── SUPPLIED DATA ──
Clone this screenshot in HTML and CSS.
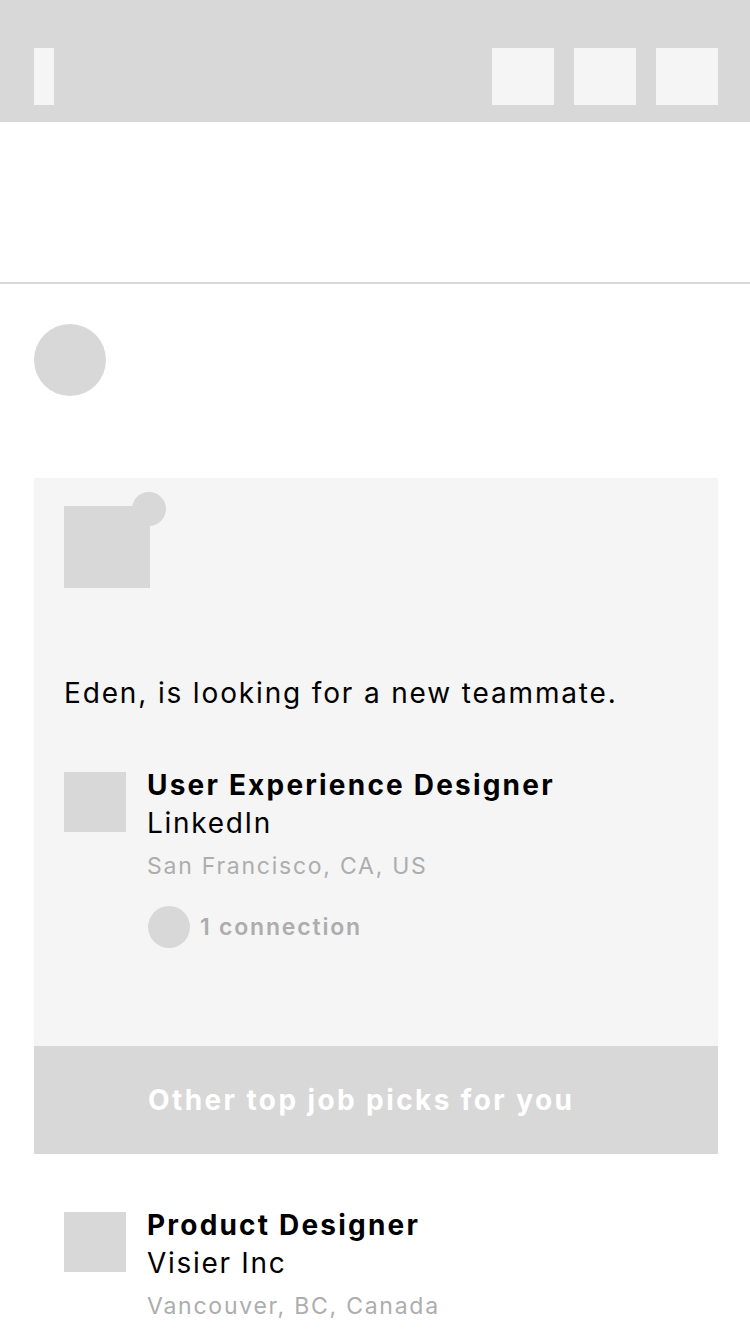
FILE: index.html
```html
<!DOCTYPE html>
<html lang="en">
<head>
<meta charset="utf-8">
<title>Job picks</title>
<link rel="stylesheet" href="styles.css">
</head>
<body>
<div class="app">
  <header class="topbar">
    <div class="topbar-left"></div>
    <div class="topbar-actions">
      <div class="action"></div>
      <div class="action"></div>
      <div class="action"></div>
    </div>
  </header>
  <div class="blank"></div>
  <section class="profile">
    <div class="avatar"></div>
  </section>
  <section class="card">
    <div class="card-logo">
      <div class="card-logo-badge"></div>
    </div>
    <p class="headline">Eden, is looking for a new teammate.</p>
    <div class="job">
      <div class="job-logo"></div>
      <div class="job-info">
        <div class="job-title">User Experience Designer</div>
        <div class="job-company">LinkedIn</div>
        <div class="job-location">San Francisco, CA, US</div>
        <div class="job-conn">
          <div class="conn-avatar"></div>
          <span class="conn-text">1 connection</span>
        </div>
      </div>
    </div>
  </section>
  <div class="picks-bar">Other top job picks for you</div>
  <section class="list">
    <div class="job">
      <div class="job-logo"></div>
      <div class="job-info">
        <div class="job-title">Product Designer</div>
        <div class="job-company">Visier Inc</div>
        <div class="job-location">Vancouver, BC, Canada</div>
      </div>
    </div>
  </section>
</div>
</body>
</html>
```
FILE: styles.css
```css
* { box-sizing: border-box; }
html, body {
  margin: 0;
  padding: 0;
  background: #ffffff;
}
body {
  font-family: Inter, "Noto Sans", "Liberation Sans", sans-serif;
  color: #000;
  width: 750px;
  overflow: hidden;
}
.app {
  width: 750px;
  height: 1334px;
  overflow: hidden;
}
.topbar {
  height: 122px;
  background: #d8d8d8;
  display: flex;
  justify-content: space-between;
  align-items: flex-start;
  padding: 48px 32px 0 34px;
}
.topbar-left {
  width: 20px;
  height: 57px;
  background: #f5f5f5;
}
.topbar-actions {
  display: flex;
  gap: 20px;
}
.action {
  width: 62px;
  height: 57px;
  background: #f5f5f5;
}
.blank {
  height: 162px;
  border-bottom: 2px solid #d8d8d8;
}
.profile {
  padding: 40px 34px 0;
}
.avatar {
  width: 72px;
  height: 72px;
  border-radius: 50%;
  background: #d8d8d8;
}
.card {
  margin: 82px 32px 0 34px;
  background: #f5f5f5;
  padding: 28px 30px 98px;
}
.card-logo {
  position: relative;
  width: 86px;
  height: 82px;
  background: #d8d8d8;
}
.card-logo-badge {
  position: absolute;
  left: 68px;
  top: -14px;
  width: 34px;
  height: 34px;
  border-radius: 50%;
  background: #d8d8d8;
}
.headline {
  margin: 88px 0 0;
  font-size: 28px;
  line-height: 34px;
  letter-spacing: 1.85px;
  color: #000;
}
.job {
  display: flex;
  align-items: flex-start;
  gap: 21px;
}
.card .job {
  margin-top: 56px;
}
.job-logo {
  flex: none;
  width: 62px;
  height: 60px;
  margin-top: 6px;
  background: #d8d8d8;
}
.job-title {
  font-size: 28px;
  line-height: 38px;
  font-weight: 700;
  letter-spacing: 2.2px;
}
.job-company {
  font-size: 28px;
  line-height: 38px;
  letter-spacing: 1.7px;
}
.job-location {
  margin-top: 9px;
  font-size: 23px;
  line-height: 30px;
  letter-spacing: 1.75px;
  color: #adadad;
}
.job-conn {
  margin-top: 25px;
  display: flex;
  align-items: center;
  gap: 10px;
}
.conn-avatar {
  width: 42px;
  height: 42px;
  margin-left: 1px;
  border-radius: 50%;
  background: #d8d8d8;
}
.conn-text {
  font-size: 23px;
  line-height: 30px;
  font-weight: 600;
  letter-spacing: 1.8px;
  color: #adadad;
}
.picks-bar {
  margin: 0 32px 0 34px;
  height: 108px;
  background: #d8d8d8;
  display: flex;
  align-items: center;
  padding-left: 114px;
  color: #ffffff;
  font-size: 28px;
  font-weight: 700;
  letter-spacing: 2.4px;
}
.list {
  padding: 52px 34px 0 64px;
}
```
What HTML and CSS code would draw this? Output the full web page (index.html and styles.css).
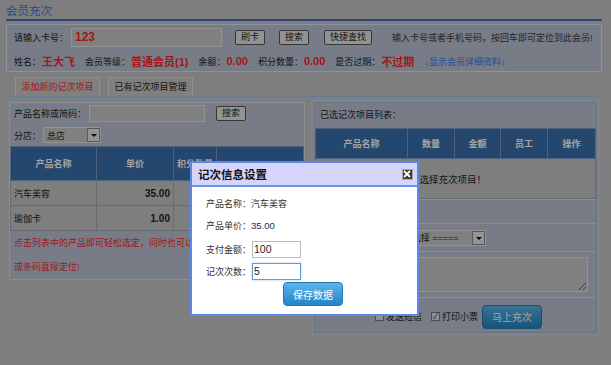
FILE: index.html
```html
<!DOCTYPE html>
<html lang="zh-CN">
<head>
  <meta charset="utf-8">
  <title>会员充次</title>
  <link rel="stylesheet" href="styles.css">
</head>
<body>
  <div class="page">
    <h1 class="title">会员充次</h1>

    <!-- 会员信息 -->
    <div class="member">
      <div class="member-row">
        <span>请输入卡号：</span>
        <input class="card-no" type="text" value="123">
        <button class="btn btn-swipe">刷卡</button>
        <button class="btn btn-search">搜索</button>
        <button class="btn btn-find">快捷查找</button>
        <span class="hint">输入卡号或者手机号码，按回车即可定位到此会员!</span>
      </div>
      <div class="member-row info">
        <span class="label">姓名：</span><b class="val">王大飞</b>
        <span class="label">会员等级：</span><b class="val">普通会员(1)</b>
        <span class="label">余额：</span><b class="val">0.00</b>
        <span class="label">积分数量：</span><b class="val">0.00</b>
        <span class="label">是否过期：</span><b class="val">不过期</b>
        <a class="detail" href="#">↓显示会员详细资料↓</a>
      </div>
    </div>

    <div class="tabs">
      <div class="tab active">添加新的记次项目</div>
      <div class="tab">已有记次项目管理</div>
    </div>

    <div class="work">
      <!-- 产品列表 -->
      <div class="product-box">
        <div class="search-row">
          <span>产品名称或简码：</span>
          <input class="text-input" type="text">
          <button class="btn">搜索</button>
        </div>
        <div class="branch-row">
          <span>分店：</span>
          <div class="select shop"><span>总店</span><i class="arrow"></i></div>
        </div>
        <table class="grid products">
          <colgroup><col style="width:86px"><col style="width:77px"><col style="width:43px"><col></colgroup>
          <tr><th>产品名称</th><th>单价</th><th>积分数量</th><th></th></tr>
          <tr><td>汽车美容</td><td class="num">35.00</td><td></td><td></td></tr>
          <tr><td>瑜伽卡</td><td class="num">1.00</td><td></td><td></td></tr>
        </table>
        <p class="note">点击列表中的产品即可轻松选定，同时也可以输入产品名称、简码<br>或条码直接定位!</p>
      </div>

      <!-- 已选项目 -->
      <div class="selected-wrap">
        <div class="selected-box">
          <div class="selected-title">已选记次项目列表：</div>
          <table class="grid sel">
            <colgroup><col style="width:92px"><col style="width:47px"><col style="width:46px"><col style="width:47px"><col></colgroup>
            <tr><th>产品名称</th><th>数量</th><th>金额</th><th>员工</th><th>操作</th></tr>
            <tr class="empty"><td colspan="5">请选择充次项目！</td></tr>
          </table>
          <div class="form-row row-total">合计金额：0.00</div>
          <div class="form-row row-staff">
            <span>服务员工：</span>
            <div class="select staff"><span>===== 请选择 =====</span><i class="arrow"></i></div>
          </div>
          <div class="form-row row-remark">
            <span>备注：</span>
            <textarea class="remark"></textarea>
          </div>
          <div class="form-row row-submit">
            <label class="check-label"><span class="check"></span>发送短信</label>
            <label class="check-label"><span class="check on">✓</span>打印小票</label>
            <button class="btn-blue">马上充次</button>
          </div>
        </div>
      </div>
    </div>
  </div>

  <div class="mask"></div>

  <!-- 记次信息设置 -->
  <div class="dialog">
    <div class="dialog-head">
      <span class="dialog-title">记次信息设置</span>
      <span class="close"><svg width="10" height="10" viewBox="0 0 10 10"><path d="M2 2L8 8M8 2L2 8" stroke="#fff" stroke-width="1.8"/></svg></span>
    </div>
    <div class="dialog-body">
      <div class="d-row">产品名称：<span>汽车美容</span></div>
      <div class="d-row">产品单价：<span class="price">35.00</span></div>
      <div class="d-row gap"><span class="d-label">支付金额：</span><input class="d-input" type="text" value="100"></div>
      <div class="d-row"><span class="d-label">记次次数：</span><input class="d-input focus" type="text" value="5"></div>
      <div class="d-actions"><button class="btn-blue">保存数据</button></div>
    </div>
  </div>
</body>
</html>
```

FILE: styles.css
```css
* {
  box-sizing: border-box;
}

body {
  margin: 0;
  width: 611px;
  height: 365px;
  overflow: hidden;
  position: relative;
  background: #c5c5c5;
  font-family: "Liberation Sans", "Noto Sans CJK SC", sans-serif;
  font-size: 9px;
  color: #1e1e1e;
}

.page {
  padding: 0 9px 0 6px;
}

.title {
  margin: 0;
  height: 21px;
  padding-top: 3px;
  line-height: 16px;
  font-size: 11.5px;
  font-weight: normal;
  color: #4573d0;
  border-bottom: 2px solid #4470bf;
}

/* 会员信息 */
.member {
  margin-top: 3px;
  height: 48px;
  padding: 2px 7px 0;
  background: #bac2d3;
  border: 1px solid #dce5f3;
}

.member-row {
  display: flex;
  align-items: center;
  height: 20px;
  white-space: nowrap;
}

.member-row + .member-row {
  margin-top: 4px;
}

.card-no {
  width: 151px;
  height: 19px;
  margin-left: 3px;
  padding: 0 3px;
  border: 1px solid #e6e6e6;
  background: #c9c9c9;
  color: #fe2626;
  font: bold 12px "Liberation Sans", sans-serif;
}

.btn {
  height: 15px;
  padding: 0 5px;
  border: 1px solid #555;
  border-radius: 2px;
  background: #e6e6e6;
  color: #1e1e1e;
  font: 9px "Liberation Sans", "Noto Sans CJK SC", sans-serif;
  line-height: 13px;
}

.btn-swipe { margin-left: 13px; }
.btn-search { margin-left: 14px; }
.btn-find { margin-left: 15px; }

.hint {
  margin-left: 20px;
  color: #3a3a3a;
}

.info .label {
  margin-left: 10px;
}

.info .label:first-child {
  margin-left: 0;
}

.info .val {
  margin-left: 1px;
  color: #fe2626;
  font-size: 11px;
}

.detail {
  margin-left: 10px;
  color: #3a7ae8;
  text-decoration: none;
}

/* 标签页 */
.tabs {
  display: flex;
  gap: 8px;
  height: 20px;
  margin-top: 5px;
  padding-left: 9px;
  border-bottom: 1px solid #9ec2ec;
}

.tab {
  width: 85px;
  height: 19px;
  line-height: 18px;
  text-align: center;
  border: 1px solid #e0e0e0;
  border-bottom: 0;
  background: #c8c8c8;
}

.tab.active {
  color: #fe2626;
}

.work {
  display: flex;
  align-items: flex-start;
}

/* 左侧产品列表 */
.product-box {
  width: 296px;
  margin: 5px 0 0 3px;
  background: #bac2d3;
  border: 1px solid #d6dfee;
}

.search-row,
.branch-row {
  display: flex;
  align-items: center;
  padding-left: 4px;
}

.search-row { height: 21px; }
.branch-row { height: 22px; }

.text-input {
  width: 116px;
  height: 17px;
  margin-left: 3px;
  border: 1px solid #e6e6e6;
  background: #c9c9c9;
}

.search-row .btn {
  width: 30px;
  margin-left: 11px;
}

.select {
  display: flex;
  align-items: center;
  justify-content: space-between;
  height: 16px;
  padding-left: 3px;
  border: 1px solid #e6e6e6;
  background: #c9c9c9;
  white-space: nowrap;
}

.select.shop {
  width: 58px;
  margin-left: 2px;
}

.select.staff {
  width: 116px;
  margin-left: 5px;
}

.arrow {
  position: relative;
  width: 13px;
  height: 14px;
  background: #e8e8e8;
  border: 1px solid #8a8a8a;
}

.arrow::after {
  content: "";
  position: absolute;
  left: 3px;
  top: 5px;
  border: 3px solid transparent;
  border-top: 3px solid #111;
}

.grid {
  width: 100%;
  border-collapse: collapse;
  table-layout: fixed;
}

.grid th {
  height: 34px;
  padding: 0 2px;
  background: #3a6fac;
  color: #fff;
  border: 1px solid #7d9cc6;
  font-weight: bold;
  white-space: nowrap;
  overflow: hidden;
}

.grid td {
  height: 25px;
  padding: 0 3px;
  background: #c5c5c5;
  border: 1px solid #a3a8b2;
}

.grid .num {
  text-align: right;
  font-weight: bold;
  font-size: 10px;
}

.note {
  margin: 0;
  padding-left: 4px;
  line-height: 24px;
  color: #fe2626;
}

/* 右侧已选项目 */
.selected-wrap {
  width: 289px;
  margin: 2px 0 0 6px;
  padding: 3px;
  background: #c4cddd;
}

.selected-box {
  background: #bac2d3;
  border: 1px solid #a9b3c6;
}

.selected-title {
  height: 25px;
  line-height: 25px;
  padding-left: 5px;
}

.grid.sel th {
  height: 30px;
}

.grid .empty td {
  height: 40px;
  padding-right: 18px;
  text-align: center;
  font-size: 9.5px;
}

.form-row {
  display: flex;
  align-items: center;
  padding-left: 5px;
  border-top: 1px solid #d6dfee;
  white-space: nowrap;
}

.row-total { height: 24px; }
.row-staff { height: 28px; }
.row-remark { height: 46px; }

.remark {
  width: 218px;
  height: 35px;
  margin-left: 23px;
  border: 1px solid #e6e6e6;
  background: #c9c9c9;
}

.row-submit {
  height: 35px;
  padding: 3px 0 0 6px;
  justify-content: center;
}

.check-label {
  display: flex;
  align-items: center;
  margin-right: 9px;
}

.check-label + .check-label {
  margin-right: 4px;
}

.check {
  width: 9px;
  height: 9px;
  margin-right: 2px;
  border: 1px solid #7a7a7a;
  background: #e2e2e2;
  color: #2643a8;
  font-size: 8px;
  line-height: 7px;
  text-align: center;
}

.btn-blue {
  width: 60px;
  height: 24px;
  padding: 0;
  border: 1px solid #2476b0;
  border-radius: 4px;
  background: linear-gradient(#5ab6ea, #2383c6);
  color: #fff;
  font: 10px "Liberation Sans", "Noto Sans CJK SC", sans-serif;
}

/* 遮罩 + 弹窗 */
.mask {
  position: absolute;
  inset: 0;
  background: rgba(0, 0, 0, 0.36);
}

.dialog {
  position: absolute;
  left: 190px;
  top: 161px;
  width: 229px;
  height: 155px;
  border: 2px solid #5b87e6;
  background: #fff;
  color: #333;
}

.dialog-head {
  display: flex;
  align-items: center;
  justify-content: space-between;
  height: 24px;
  padding: 0 4px 0 6px;
  background: #d5d5fb;
  border-bottom: 2px solid #6b91e6;
}

.dialog-title {
  font-size: 11.5px;
  font-weight: bold;
  color: #111;
}

.close {
  display: flex;
  width: 11px;
  height: 11px;
  background: #3a3a3a;
  border: 1px solid #a8a8a8;
}

.close svg {
  margin: -1px 0 0 -1px;
}

.dialog-body {
  padding: 5px 0 0 14px;
}

.d-row {
  display: flex;
  align-items: center;
  height: 22px;
}

.d-row.gap {
  margin-top: 2px;
}

.d-label {
  width: 46px;
}

.price {
  color: #1d2b55;
  font-size: 9.5px;
}

.d-input {
  width: 49px;
  height: 17px;
  padding: 0 1px;
  border: 1px solid #b9b9b9;
  color: #222;
  font: 10.5px "Liberation Sans", sans-serif;
}

.d-input.focus {
  border-color: #5d9ddf;
  box-shadow: 0 0 2px #9cc8f0;
  outline: none;
}

.d-actions {
  padding-left: 77px;
}
```
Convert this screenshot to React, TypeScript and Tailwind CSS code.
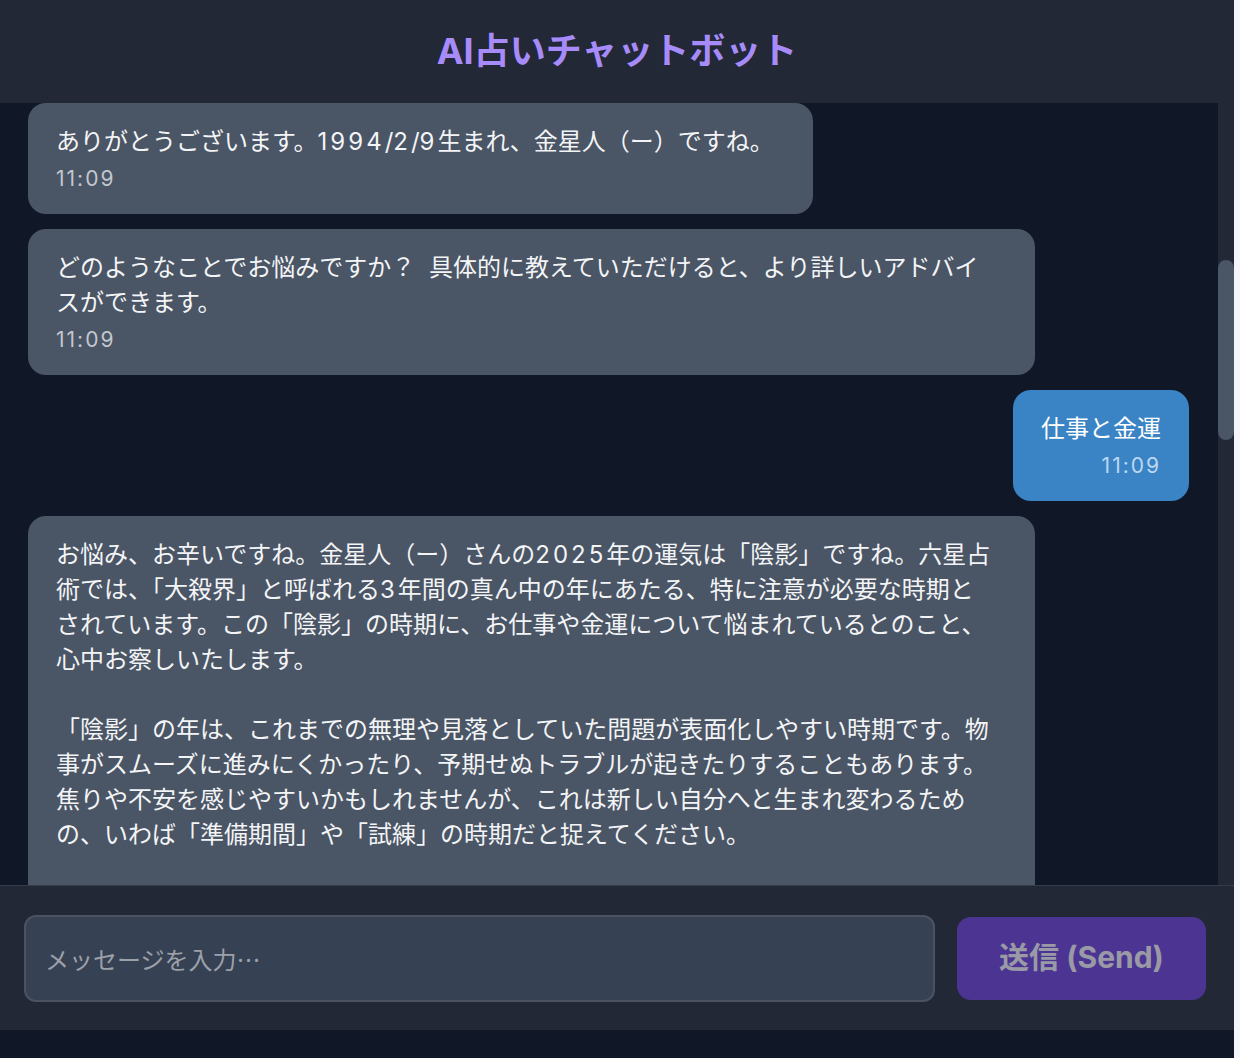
───
- **PROBLEM DETAILS**: Every line of the records that includes the word "screenshot" should be gathered.

- **RESPONSE FOR THIS EXERCISE**:
Clone this screenshot in HTML and CSS.
Convert this screenshot to React, TypeScript and Tailwind CSS code.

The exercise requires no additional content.